Thursday, 24 March 2011
Newgrange Passage Tomb, Ireland
From the outside, a giant curved mound of grass-topped earth encased in a modernist "Stalinist brutalist" exterior, as Neil Oliver recently put it on his telly programme. On the inside, claustraphobic and yet apparently similarly sharply-designed, and intact, apart from the stone-carved graffiti by 18th and 19th century tourists. Strangely, it's far from cosy, organic or earthy though. The look and feel is geometric - like the pyramids (Newgrange is only 500 years older). Built by hand, without concrete, by balancing carefully selected rocks to create a passage that was specifically angled to only receive sunlight over winter solstice, a corbelled roof, and three small recesses around a circular centre, it was pretty unexpected to feel like I was in a spaceship pod as much as a sacred space.
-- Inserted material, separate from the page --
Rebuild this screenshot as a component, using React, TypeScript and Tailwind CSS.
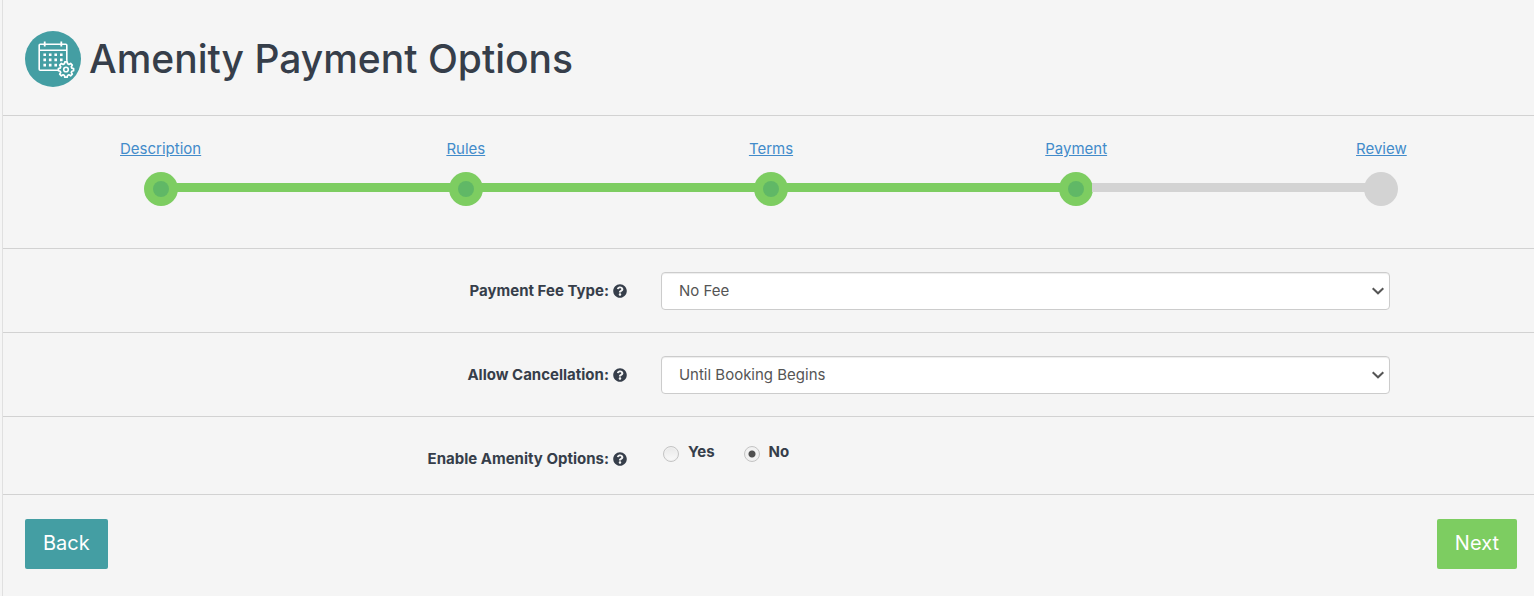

Maybe a little too much reading about ancient astronauts and looking at the neolithic spiral art, but I like the idea that we go there to look back and connect, but it was built as much looking forward as for the ancestors.
(The UNESCO World Heritage sites of Newgrange, Knowth & Dowth contain a third of Europe's neolithic art, including lunar maps at Knowth. Save Newgrange are campaigning against the proposed Slane bypass road, which will run 500 metres from Newgrange.)